The \cite macro is supported. Its optional argument is correctly handled. Citation labels are extracted from the .aux file, if present. Otherwise the argument to cite is used.

The \bibliography command is recognized, it loads the .bbl file which should thus have been generated before, using the appropriate combination of LATEX and BibTeX runs.

The thebibliography environment is recognized.

The \nocite and \bibliographystyle macros exist and do nothing.

B.11.4  Splitting the Input

The \input and \include commands exist and they perform exactly the same operation of searching a file. Given filename, an the argument to \input or \include, a file is searched as follows: Additionally, if filename does not have an extension and that a first attempt to find it fails, then a second attempt is made, looking for file filename.tex.

The search path starts with the current directory ``.'' and ends with HEVEA installation directory. Users can modify the search path by using command lines options and the HEVEADIR shell variable, see section C.1.1.

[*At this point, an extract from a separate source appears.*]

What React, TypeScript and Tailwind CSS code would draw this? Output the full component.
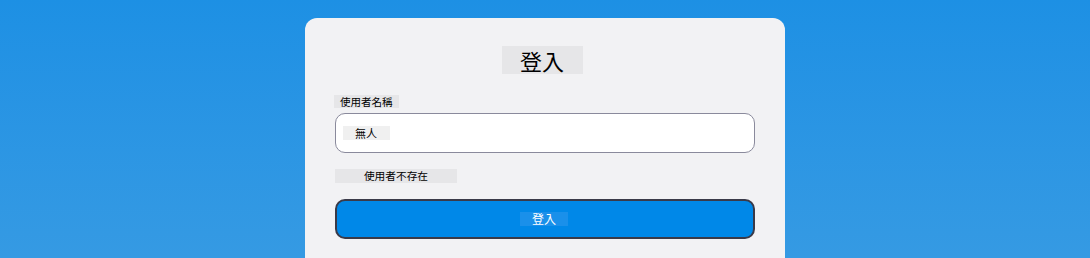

The \includeonly command is supported, while the \listfiles command is a null command.

B.11.5  Index and Glossary

HEVEA supports several simultaneous indexes, following the scheme of the index style, which is present in modern LATEX distributions. This scheme is backward compatible with the standard indexing scheme of LATEX. Observe that HEVEA does its own index computation and does not need makeindex.

More precisely, HEVEA knows the following commands:
\newindex{tag}{ext}{ignored}{indexname}
Declare an index. The first argument tag is a tag to select this index in other commands; ext is the extension of the index information file generated by LATEX (e.g., idx); ignored is ignored by HEVEA; and indexname is the title of the index. If given the idx option. HEVEA attempts to read file mydoc.ext. There also exists a \renewindex commands that takes the same arguments and that can be used to redefine previously declared indexes.
\makeindex
Perform \newindex{default}{idx}{ind}{Index}.
\index[tag]{arg}
Act as the LATEX \index command except that the information extracted from arg goes to the tag index. The tag argument defaults to default, thereby yielding standard LATEX behavior for the \index command without an optional argument. There also exists a stared-variant \index* that Additionally typesets arg.
Glossaries are not handled (who uses them ?) and the theindex environment does not exist (since HEVEA computes its own indexes).

B.11.6  Terminal Input and Output

The \typeout command echos its argument verbatim on the terminal. The \typein command is not supported.